Can I query DuckDB databases from other systems?
DuckDB supports export to Parquet and other formats queryable by other systems. Direct querying of DuckDB databases from external tools requires either exporting data or using DuckDB within that system's process. It's not designed as a shared database server.
Most teams evaluating DuckDB alternatives are asking the wrong question.
The question isn't "which in-process database is better than DuckDB?" The question is "do I need local analytics tools or production analytics infrastructure?"
If your requirement is local data exploration and prototyping, DuckDB excels at single-machine analytical queries with zero infrastructure. Polars offers DataFrame-first workflows. DataFusion provides embeddability for system builders.

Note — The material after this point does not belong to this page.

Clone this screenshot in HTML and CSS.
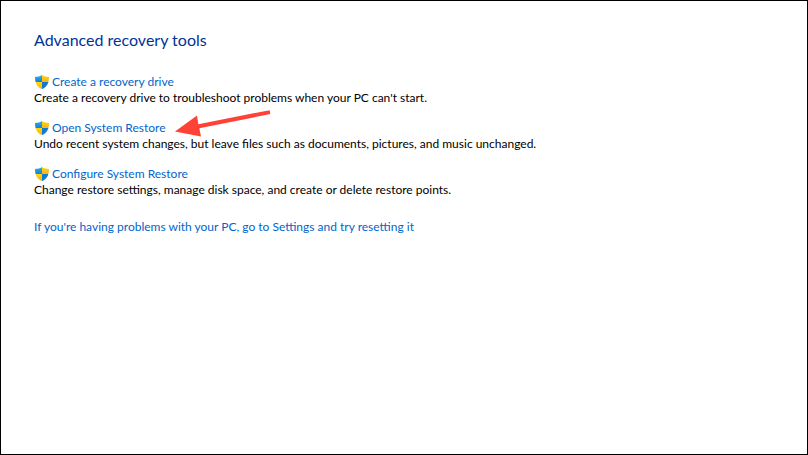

If your requirement is production analytics delivery with multi-user access, guaranteed latency, and horizontal scaling, Tinybird solves this purpose-built—distributed infrastructure, streaming ingestion, and instant APIs without operational complexity.
For distributed batch processing, Spark handles ETL at scale. For federated querying, Trino accesses data across sources. For enterprise BI, serverless warehouses like BigQuery and Snowflake provide managed platforms.
The right DuckDB alternative isn't the fastest local query engine. It's the platform matching your deployment requirements with appropriate operational model.
Choose based on whether you're exploring data locally or delivering analytics to production users—fundamentally different problems requiring different solutions.